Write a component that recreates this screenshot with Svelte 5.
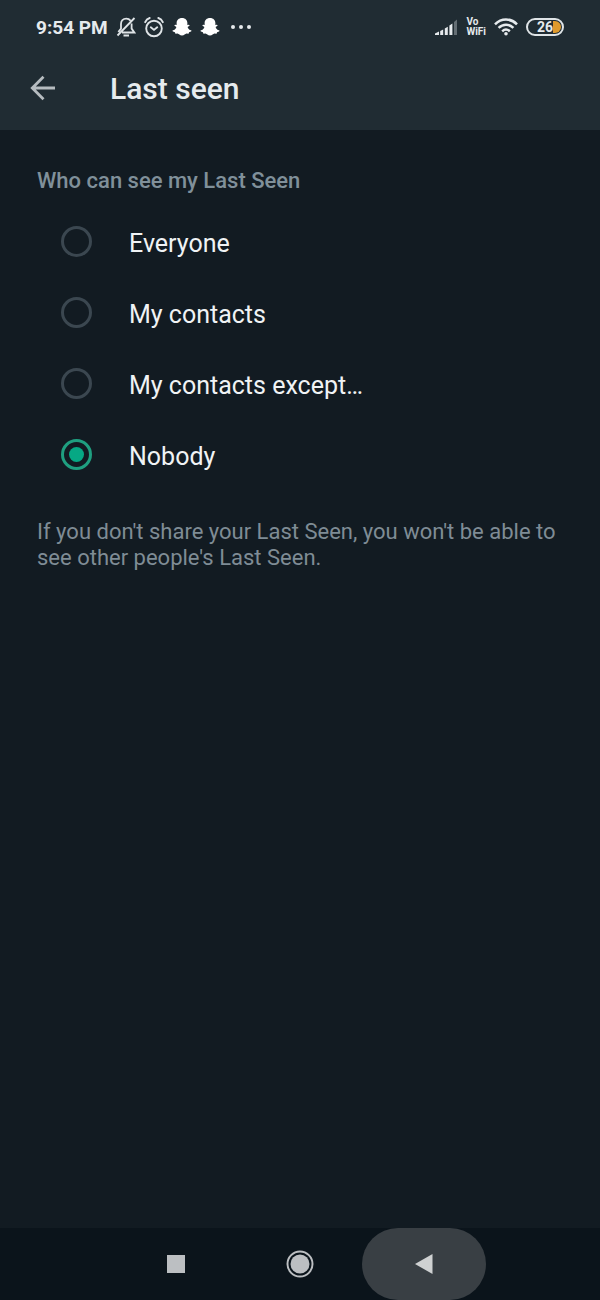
<script lang="ts">
  type Option = { value: string; label: string };

  const options: Option[] = [
    { value: 'everyone', label: 'Everyone' },
    { value: 'contacts', label: 'My contacts' },
    { value: 'except', label: 'My contacts except…' },
    { value: 'nobody', label: 'Nobody' }
  ];

  let selected = $state('nobody');
</script>

{#snippet ghost()}
  <svg width="20" height="20" viewBox="-1 -1 22 22" aria-hidden="true">
    <path
      fill="#fff"
      d="M10 0c3.700 0 5.900 2.400 5.900 5.500v2.200l1.500-.2c1.100.1 1.200 1 .4 1.500l-1.600.9c.4 1.800 1.700 3.100 3.800 3.800.6.300.5 1-.1 1.300l-2.100.8-.6 1.500-2.300-.1c-1.500.4-2.300 2.100-4.900 2.100s-3.400-1.700-4.900-2.100l-2.300.1-.6-1.500-2.100-.8c-.6-.3-.7-1-.1-1.300 2.100-.7 3.400-2 3.800-3.800L2.200 9c-.8-.5-.7-1.400.4-1.500l1.500.2V5.500C4.100 2.400 6.300 0 10 0z"
    />
  </svg>
{/snippet}

<div class="screen">
  <div class="status">
    <span class="time">9:54 PM</span>
    <svg width="20" height="22" viewBox="0 0 20 22" fill="none" stroke="#dfe4e7" stroke-width="1.800" aria-hidden="true">
      <path d="M14.500 4.600C13.500 3.300 12 2.600 10.300 2.600 7 2.600 5 5 5 8v4.600L2.300 16M15.600 7.500v5.100l2.700 3.900H6M18.500 2 1.500 19.500" />
      <path d="M7.500 19.500h5.500" stroke-width="2" />
    </svg>
    <svg width="20" height="22" viewBox="0 0 20 22" fill="none" stroke="#dfe4e7" stroke-width="1.900" aria-hidden="true">
      <circle cx="10" cy="12.500" r="7.800" />
      <path d="M1.200 6.200C2 4.200 3.500 2.700 5.700 2M18.800 6.200c-.8-2-2.300-3.500-4.500-4.200M6.800 11.300l3.200 2.600 3.200-2.600" stroke-linecap="round" />
    </svg>
    {@render ghost()}
    {@render ghost()}
    <svg class="more" width="20" height="6" viewBox="0 0 20 6" fill="#e6eaed" aria-hidden="true">
      <circle cx="2" cy="3" r="2" />
      <circle cx="10" cy="3" r="2" />
      <circle cx="18" cy="3" r="2" />
    </svg>

    <div class="network">
      <svg width="23" height="18" viewBox="0 0 23 18" fill="#e6eaed" aria-hidden="true">
        <path d="M0 17v-1.500L4 13.500V17zM5.200 13l3-1.500V17h-3zM9.800 10.500l3-1.700V17h-3zM14.400 7.500l3-2V17h-3z" />
        <path d="m19 4 3-2.500V17h-3z" opacity=".35" />
      </svg>
      <span class="vowifi">Vo<br />WiFi</span>
      <svg width="24" height="18" viewBox="0 0 24 18" fill="none" stroke="#e6eaed" stroke-width="2.500" aria-hidden="true">
        <path d="M1 6.300C7.300-.1 16.700-.1 23 6.300M4.600 9.900c4.300-4.300 10.500-4.300 14.800 0M8.200 13.300c2.300-2.200 5.300-2.200 7.600 0" />
        <circle cx="12" cy="15.700" r="1.800" fill="#e6eaed" stroke="none" />
      </svg>
      <span class="battery">26<i></i></span>
    </div>
  </div>

  <header>
    <button class="back" aria-label="Navigate up">
      <svg width="26" height="26" viewBox="0 0 26 26" fill="none" stroke="#b6bcc0" stroke-width="2.800" aria-hidden="true">
        <path d="M25 13H3M13.500 1.800 2.300 13l11.200 11.200" />
      </svg>
    </button>
    <h1>Last seen</h1>
  </header>

  <main>
    <fieldset>
      <legend>Who can see my Last Seen</legend>
      {#each options as option (option.value)}
        <label>
          <input type="radio" name="last-seen" value={option.value} bind:group={selected} />
          <span>{option.label}</span>
        </label>
      {/each}
    </fieldset>
    <p>If you don't share your Last Seen, you won't be able to see other people's Last Seen.</p>
  </main>

  <nav>
    <button aria-label="Recent apps">
      <svg width="18" height="18" viewBox="0 0 18 18"><path d="M0 0h18v18H0z" fill="#bcbfc2" /></svg>
    </button>
    <button aria-label="Home">
      <svg width="28" height="28" viewBox="0 0 28 28">
        <circle cx="14" cy="14" r="12.500" fill="none" stroke="#bcbfc2" stroke-width="2" />
        <circle cx="14" cy="14" r="9.500" fill="#bcbfc2" />
      </svg>
    </button>
    <button class="pressed" aria-label="Back">
      <svg width="18" height="20" viewBox="0 0 18 20"><path d="M0 10 17.500 0v20z" fill="#cfd1d2" /></svg>
    </button>
  </nav>
</div>

<style>
  :global(body) {
    margin: 0;
    background: #121b22;
  }

  .screen {
    display: flex;
    flex-direction: column;
    min-height: 100vh;
    background: #121b22;
    color: #f0f3f5;
    font-family: Roboto, sans-serif;
  }

  .status {
    display: flex;
    align-items: center;
    gap: 8px;
    height: 54px;
    padding: 0 36px;
    background: #202c33;
    color: #e6eaed;
  }

  .time {
    font-size: 19px;
    font-weight: 700;
    white-space: nowrap;
  }

  .more {
    margin-left: 3px;
  }

  .network {
    display: flex;
    align-items: center;
    gap: 8px;
    margin-left: auto;
  }

  .vowifi {
    font-size: 10px;
    font-weight: 700;
    line-height: 10px;
  }

  .battery {
    display: flex;
    align-items: center;
    justify-content: flex-end;
    box-sizing: border-box;
    width: 38px;
    height: 18px;
    padding-right: 1px;
    border: 2px solid #dfe4e7;
    border-radius: 9px;
    font-size: 14px;
    font-weight: 700;
  }

  .battery i {
    width: 8px;
    height: 12px;
    border-radius: 0 6px 6px 0;
    background: #e09a2c;
  }

  header {
    display: flex;
    align-items: center;
    gap: 54px;
    height: 76px;
    padding: 0 30px;
    background: #202c33;
  }

  button {
    display: flex;
    align-items: center;
    justify-content: center;
    padding: 0;
    border: none;
    background: none;
    cursor: pointer;
  }

  .back {
    padding-bottom: 8px;
  }

  h1 {
    margin: 0;
    padding-bottom: 6px;
    color: #e6ebee;
    font-size: 30px;
    font-weight: 500;
    line-height: 36px;
  }

  main {
    flex: 1;
    padding: 37px 36px 0 37px;
  }

  fieldset {
    margin: 0;
    padding: 0;
    border: none;
  }

  legend {
    padding: 0 0 11px;
    color: #80909a;
    font-size: 22px;
    font-weight: 500;
    line-height: 28px;
  }

  label {
    display: flex;
    align-items: center;
    gap: 37px;
    height: 71px;
    padding-left: 24px;
    font-size: 25px;
    cursor: pointer;
  }

  label span {
    padding-top: 3px;
  }

  input {
    display: grid;
    place-items: center;
    box-sizing: border-box;
    width: 31px;
    height: 31px;
    margin: 0;
    border: 3px solid #3b4750;
    border-radius: 50%;
    appearance: none;
  }

  input:checked {
    border-color: #1f9f80;
  }

  input:checked::before {
    width: 15px;
    height: 15px;
    border-radius: 50%;
    background: #06a884;
    content: '';
  }

  p {
    margin: 29px 0 0;
    color: #7f8c95;
    font-size: 22px;
    line-height: 26px;
  }

  nav {
    display: flex;
    justify-content: center;
    height: 72px;
    background: #0b141b;
  }

  nav button {
    width: 124px;
  }

  .pressed {
    border-radius: 36px;
    background: #393f44;
  }
</style>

——————

## OBJECTIVE
Write out the full listing verbatim, excluding its pictures.

## TASK SOLUTION
Write a component that recreates this screenshot with Svelte 5.
<script lang="ts">
  type Option = { value: string; label: string };

  const options: Option[] = [
    { value: 'everyone', label: 'Everyone' },
    { value: 'contacts', label: 'My contacts' },
    { value: 'except', label: 'My contacts except…' },
    { value: 'nobody', label: 'Nobody' }
  ];

  let selected = $state('nobody');
</script>

{#snippet ghost()}
  <svg width="20" height="20" viewBox="-1 -1 22 22" aria-hidden="true">
    <path
      fill="#fff"
      d="M10 0c3.700 0 5.900 2.400 5.900 5.500v2.200l1.500-.2c1.100.1 1.200 1 .4 1.500l-1.600.9c.4 1.800 1.700 3.100 3.800 3.800.6.300.5 1-.1 1.300l-2.100.8-.6 1.500-2.300-.1c-1.500.4-2.300 2.100-4.900 2.100s-3.400-1.700-4.900-2.100l-2.300.1-.6-1.500-2.100-.8c-.6-.3-.7-1-.1-1.300 2.100-.7 3.400-2 3.800-3.800L2.200 9c-.8-.5-.7-1.400.4-1.500l1.500.2V5.500C4.100 2.400 6.300 0 10 0z"
    />
  </svg>
{/snippet}

<div class="screen">
  <div class="status">
    <span class="time">9:54 PM</span>
    <svg width="20" height="22" viewBox="0 0 20 22" fill="none" stroke="#dfe4e7" stroke-width="1.800" aria-hidden="true">
      <path d="M14.500 4.600C13.500 3.300 12 2.600 10.300 2.600 7 2.600 5 5 5 8v4.600L2.300 16M15.600 7.500v5.100l2.700 3.900H6M18.500 2 1.500 19.500" />
      <path d="M7.500 19.500h5.500" stroke-width="2" />
    </svg>
    <svg width="20" height="22" viewBox="0 0 20 22" fill="none" stroke="#dfe4e7" stroke-width="1.900" aria-hidden="true">
      <circle cx="10" cy="12.500" r="7.800" />
      <path d="M1.200 6.200C2 4.200 3.500 2.700 5.700 2M18.800 6.200c-.8-2-2.300-3.500-4.500-4.200M6.800 11.300l3.200 2.600 3.200-2.600" stroke-linecap="round" />
    </svg>
    {@render ghost()}
    {@render ghost()}
    <svg class="more" width="20" height="6" viewBox="0 0 20 6" fill="#e6eaed" aria-hidden="true">
      <circle cx="2" cy="3" r="2" />
      <circle cx="10" cy="3" r="2" />
      <circle cx="18" cy="3" r="2" />
    </svg>

    <div class="network">
      <svg width="23" height="18" viewBox="0 0 23 18" fill="#e6eaed" aria-hidden="true">
        <path d="M0 17v-1.500L4 13.500V17zM5.200 13l3-1.500V17h-3zM9.800 10.500l3-1.700V17h-3zM14.400 7.500l3-2V17h-3z" />
        <path d="m19 4 3-2.500V17h-3z" opacity=".35" />
      </svg>
      <span class="vowifi">Vo<br />WiFi</span>
      <svg width="24" height="18" viewBox="0 0 24 18" fill="none" stroke="#e6eaed" stroke-width="2.500" aria-hidden="true">
        <path d="M1 6.300C7.300-.1 16.700-.1 23 6.300M4.600 9.900c4.300-4.300 10.500-4.300 14.800 0M8.200 13.300c2.300-2.200 5.300-2.200 7.600 0" />
        <circle cx="12" cy="15.700" r="1.800" fill="#e6eaed" stroke="none" />
      </svg>
      <span class="battery">26<i></i></span>
    </div>
  </div>

  <header>
    <button class="back" aria-label="Navigate up">
      <svg width="26" height="26" viewBox="0 0 26 26" fill="none" stroke="#b6bcc0" stroke-width="2.800" aria-hidden="true">
        <path d="M25 13H3M13.500 1.800 2.300 13l11.200 11.200" />
      </svg>
    </button>
    <h1>Last seen</h1>
  </header>

  <main>
    <fieldset>
      <legend>Who can see my Last Seen</legend>
      {#each options as option (option.value)}
        <label>
          <input type="radio" name="last-seen" value={option.value} bind:group={selected} />
          <span>{option.label}</span>
        </label>
      {/each}
    </fieldset>
    <p>If you don't share your Last Seen, you won't be able to see other people's Last Seen.</p>
  </main>

  <nav>
    <button aria-label="Recent apps">
      <svg width="18" height="18" viewBox="0 0 18 18"><path d="M0 0h18v18H0z" fill="#bcbfc2" /></svg>
    </button>
    <button aria-label="Home">
      <svg width="28" height="28" viewBox="0 0 28 28">
        <circle cx="14" cy="14" r="12.500" fill="none" stroke="#bcbfc2" stroke-width="2" />
        <circle cx="14" cy="14" r="9.500" fill="#bcbfc2" />
      </svg>
    </button>
    <button class="pressed" aria-label="Back">
      <svg width="18" height="20" viewBox="0 0 18 20"><path d="M0 10 17.500 0v20z" fill="#cfd1d2" /></svg>
    </button>
  </nav>
</div>

<style>
  :global(body) {
    margin: 0;
    background: #121b22;
  }

  .screen {
    display: flex;
    flex-direction: column;
    min-height: 100vh;
    background: #121b22;
    color: #f0f3f5;
    font-family: Roboto, sans-serif;
  }

  .status {
    display: flex;
    align-items: center;
    gap: 8px;
    height: 54px;
    padding: 0 36px;
    background: #202c33;
    color: #e6eaed;
  }

  .time {
    font-size: 19px;
    font-weight: 700;
    white-space: nowrap;
  }

  .more {
    margin-left: 3px;
  }

  .network {
    display: flex;
    align-items: center;
    gap: 8px;
    margin-left: auto;
  }

  .vowifi {
    font-size: 10px;
    font-weight: 700;
    line-height: 10px;
  }

  .battery {
    display: flex;
    align-items: center;
    justify-content: flex-end;
    box-sizing: border-box;
    width: 38px;
    height: 18px;
    padding-right: 1px;
    border: 2px solid #dfe4e7;
    border-radius: 9px;
    font-size: 14px;
    font-weight: 700;
  }

  .battery i {
    width: 8px;
    height: 12px;
    border-radius: 0 6px 6px 0;
    background: #e09a2c;
  }

  header {
    display: flex;
    align-items: center;
    gap: 54px;
    height: 76px;
    padding: 0 30px;
    background: #202c33;
  }

  button {
    display: flex;
    align-items: center;
    justify-content: center;
    padding: 0;
    border: none;
    background: none;
    cursor: pointer;
  }

  .back {
    padding-bottom: 8px;
  }

  h1 {
    margin: 0;
    padding-bottom: 6px;
    color: #e6ebee;
    font-size: 30px;
    font-weight: 500;
    line-height: 36px;
  }

  main {
    flex: 1;
    padding: 37px 36px 0 37px;
  }

  fieldset {
    margin: 0;
    padding: 0;
    border: none;
  }

  legend {
    padding: 0 0 11px;
    color: #80909a;
    font-size: 22px;
    font-weight: 500;
    line-height: 28px;
  }

  label {
    display: flex;
    align-items: center;
    gap: 37px;
    height: 71px;
    padding-left: 24px;
    font-size: 25px;
    cursor: pointer;
  }

  label span {
    padding-top: 3px;
  }

  input {
    display: grid;
    place-items: center;
    box-sizing: border-box;
    width: 31px;
    height: 31px;
    margin: 0;
    border: 3px solid #3b4750;
    border-radius: 50%;
    appearance: none;
  }

  input:checked {
    border-color: #1f9f80;
  }

  input:checked::before {
    width: 15px;
    height: 15px;
    border-radius: 50%;
    background: #06a884;
    content: '';
  }

  p {
    margin: 29px 0 0;
    color: #7f8c95;
    font-size: 22px;
    line-height: 26px;
  }

  nav {
    display: flex;
    justify-content: center;
    height: 72px;
    background: #0b141b;
  }

  nav button {
    width: 124px;
  }

  .pressed {
    border-radius: 36px;
    background: #393f44;
  }
</style>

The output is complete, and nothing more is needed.